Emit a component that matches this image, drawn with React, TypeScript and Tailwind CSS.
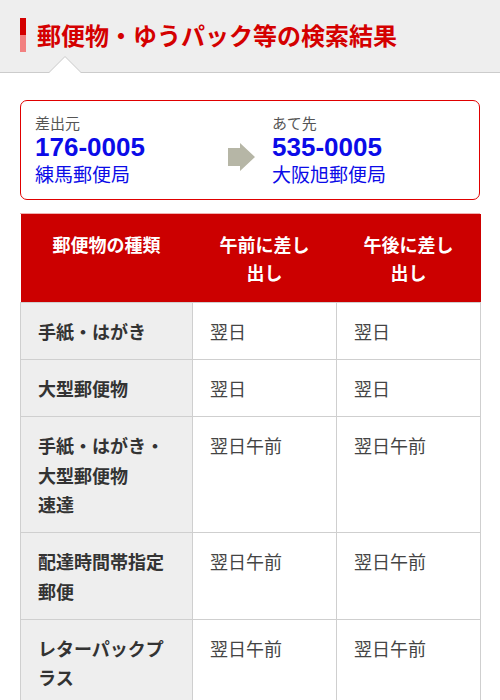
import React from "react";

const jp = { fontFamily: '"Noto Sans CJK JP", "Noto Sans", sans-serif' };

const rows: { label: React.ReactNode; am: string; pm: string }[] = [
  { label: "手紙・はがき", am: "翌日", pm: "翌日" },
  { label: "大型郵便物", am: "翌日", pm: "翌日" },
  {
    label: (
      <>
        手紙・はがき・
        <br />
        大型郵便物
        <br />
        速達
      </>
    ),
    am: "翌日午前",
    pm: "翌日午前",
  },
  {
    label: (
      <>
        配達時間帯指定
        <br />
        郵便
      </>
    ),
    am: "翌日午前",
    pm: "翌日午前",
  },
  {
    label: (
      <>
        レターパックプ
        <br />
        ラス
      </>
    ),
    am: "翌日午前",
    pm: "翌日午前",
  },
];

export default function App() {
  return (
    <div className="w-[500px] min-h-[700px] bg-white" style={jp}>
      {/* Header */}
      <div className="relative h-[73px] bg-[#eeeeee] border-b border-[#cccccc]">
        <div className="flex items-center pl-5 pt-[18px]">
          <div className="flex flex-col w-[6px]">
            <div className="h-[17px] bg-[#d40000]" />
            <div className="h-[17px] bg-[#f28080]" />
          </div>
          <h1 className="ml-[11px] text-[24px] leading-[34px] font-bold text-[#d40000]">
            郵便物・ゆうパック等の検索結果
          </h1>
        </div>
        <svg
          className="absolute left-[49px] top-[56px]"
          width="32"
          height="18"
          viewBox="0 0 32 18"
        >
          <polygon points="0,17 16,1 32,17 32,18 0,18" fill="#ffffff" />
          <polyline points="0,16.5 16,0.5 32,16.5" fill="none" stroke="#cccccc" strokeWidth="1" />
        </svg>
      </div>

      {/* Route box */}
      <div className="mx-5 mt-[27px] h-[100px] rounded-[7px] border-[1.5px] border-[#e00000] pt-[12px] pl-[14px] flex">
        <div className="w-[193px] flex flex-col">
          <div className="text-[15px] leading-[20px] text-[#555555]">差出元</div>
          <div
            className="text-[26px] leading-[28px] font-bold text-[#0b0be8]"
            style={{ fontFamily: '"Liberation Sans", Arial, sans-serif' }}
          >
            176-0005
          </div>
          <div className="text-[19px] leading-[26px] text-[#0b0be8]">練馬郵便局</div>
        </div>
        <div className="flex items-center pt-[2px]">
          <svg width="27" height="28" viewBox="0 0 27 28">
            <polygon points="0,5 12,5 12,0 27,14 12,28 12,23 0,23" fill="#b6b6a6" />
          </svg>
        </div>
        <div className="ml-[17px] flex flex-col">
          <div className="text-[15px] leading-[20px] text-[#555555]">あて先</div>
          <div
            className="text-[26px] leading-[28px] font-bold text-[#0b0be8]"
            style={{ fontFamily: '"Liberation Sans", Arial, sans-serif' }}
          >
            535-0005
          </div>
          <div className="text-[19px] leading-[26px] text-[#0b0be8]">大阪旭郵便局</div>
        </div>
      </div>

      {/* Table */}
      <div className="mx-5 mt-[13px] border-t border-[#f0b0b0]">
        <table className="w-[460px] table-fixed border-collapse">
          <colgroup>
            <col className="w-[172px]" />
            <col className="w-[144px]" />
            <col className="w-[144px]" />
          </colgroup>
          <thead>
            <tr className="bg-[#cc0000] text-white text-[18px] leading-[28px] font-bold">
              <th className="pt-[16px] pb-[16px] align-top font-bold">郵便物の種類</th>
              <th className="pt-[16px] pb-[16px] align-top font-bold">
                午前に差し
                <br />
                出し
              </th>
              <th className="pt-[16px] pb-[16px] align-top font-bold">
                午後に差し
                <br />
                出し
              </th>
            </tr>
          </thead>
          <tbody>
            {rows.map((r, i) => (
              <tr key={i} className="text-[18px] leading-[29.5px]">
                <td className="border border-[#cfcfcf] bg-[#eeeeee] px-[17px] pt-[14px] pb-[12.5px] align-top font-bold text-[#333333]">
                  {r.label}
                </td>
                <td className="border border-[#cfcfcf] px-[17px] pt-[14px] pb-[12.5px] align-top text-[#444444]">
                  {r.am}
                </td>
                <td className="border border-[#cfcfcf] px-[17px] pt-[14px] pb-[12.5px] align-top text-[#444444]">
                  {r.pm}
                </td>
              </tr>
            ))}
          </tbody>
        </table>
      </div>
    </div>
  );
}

____

Problem requirements » Every line is to be duplicated exactly, though pictures stay out.

Written response »
Emit a component that matches this image, drawn with React, TypeScript and Tailwind CSS.
import React from "react";

const jp = { fontFamily: '"Noto Sans CJK JP", "Noto Sans", sans-serif' };

const rows: { label: React.ReactNode; am: string; pm: string }[] = [
  { label: "手紙・はがき", am: "翌日", pm: "翌日" },
  { label: "大型郵便物", am: "翌日", pm: "翌日" },
  {
    label: (
      <>
        手紙・はがき・
        <br />
        大型郵便物
        <br />
        速達
      </>
    ),
    am: "翌日午前",
    pm: "翌日午前",
  },
  {
    label: (
      <>
        配達時間帯指定
        <br />
        郵便
      </>
    ),
    am: "翌日午前",
    pm: "翌日午前",
  },
  {
    label: (
      <>
        レターパックプ
        <br />
        ラス
      </>
    ),
    am: "翌日午前",
    pm: "翌日午前",
  },
];

export default function App() {
  return (
    <div className="w-[500px] min-h-[700px] bg-white" style={jp}>
      {/* Header */}
      <div className="relative h-[73px] bg-[#eeeeee] border-b border-[#cccccc]">
        <div className="flex items-center pl-5 pt-[18px]">
          <div className="flex flex-col w-[6px]">
            <div className="h-[17px] bg-[#d40000]" />
            <div className="h-[17px] bg-[#f28080]" />
          </div>
          <h1 className="ml-[11px] text-[24px] leading-[34px] font-bold text-[#d40000]">
            郵便物・ゆうパック等の検索結果
          </h1>
        </div>
        <svg
          className="absolute left-[49px] top-[56px]"
          width="32"
          height="18"
          viewBox="0 0 32 18"
        >
          <polygon points="0,17 16,1 32,17 32,18 0,18" fill="#ffffff" />
          <polyline points="0,16.5 16,0.5 32,16.5" fill="none" stroke="#cccccc" strokeWidth="1" />
        </svg>
      </div>

      {/* Route box */}
      <div className="mx-5 mt-[27px] h-[100px] rounded-[7px] border-[1.5px] border-[#e00000] pt-[12px] pl-[14px] flex">
        <div className="w-[193px] flex flex-col">
          <div className="text-[15px] leading-[20px] text-[#555555]">差出元</div>
          <div
            className="text-[26px] leading-[28px] font-bold text-[#0b0be8]"
            style={{ fontFamily: '"Liberation Sans", Arial, sans-serif' }}
          >
            176-0005
          </div>
          <div className="text-[19px] leading-[26px] text-[#0b0be8]">練馬郵便局</div>
        </div>
        <div className="flex items-center pt-[2px]">
          <svg width="27" height="28" viewBox="0 0 27 28">
            <polygon points="0,5 12,5 12,0 27,14 12,28 12,23 0,23" fill="#b6b6a6" />
          </svg>
        </div>
        <div className="ml-[17px] flex flex-col">
          <div className="text-[15px] leading-[20px] text-[#555555]">あて先</div>
          <div
            className="text-[26px] leading-[28px] font-bold text-[#0b0be8]"
            style={{ fontFamily: '"Liberation Sans", Arial, sans-serif' }}
          >
            535-0005
          </div>
          <div className="text-[19px] leading-[26px] text-[#0b0be8]">大阪旭郵便局</div>
        </div>
      </div>

      {/* Table */}
      <div className="mx-5 mt-[13px] border-t border-[#f0b0b0]">
        <table className="w-[460px] table-fixed border-collapse">
          <colgroup>
            <col className="w-[172px]" />
            <col className="w-[144px]" />
            <col className="w-[144px]" />
          </colgroup>
          <thead>
            <tr className="bg-[#cc0000] text-white text-[18px] leading-[28px] font-bold">
              <th className="pt-[16px] pb-[16px] align-top font-bold">郵便物の種類</th>
              <th className="pt-[16px] pb-[16px] align-top font-bold">
                午前に差し
                <br />
                出し
              </th>
              <th className="pt-[16px] pb-[16px] align-top font-bold">
                午後に差し
                <br />
                出し
              </th>
            </tr>
          </thead>
          <tbody>
            {rows.map((r, i) => (
              <tr key={i} className="text-[18px] leading-[29.5px]">
                <td className="border border-[#cfcfcf] bg-[#eeeeee] px-[17px] pt-[14px] pb-[12.5px] align-top font-bold text-[#333333]">
                  {r.label}
                </td>
                <td className="border border-[#cfcfcf] px-[17px] pt-[14px] pb-[12.5px] align-top text-[#444444]">
                  {r.am}
                </td>
                <td className="border border-[#cfcfcf] px-[17px] pt-[14px] pb-[12.5px] align-top text-[#444444]">
                  {r.pm}
                </td>
              </tr>
            ))}
          </tbody>
        </table>
      </div>
    </div>
  );
}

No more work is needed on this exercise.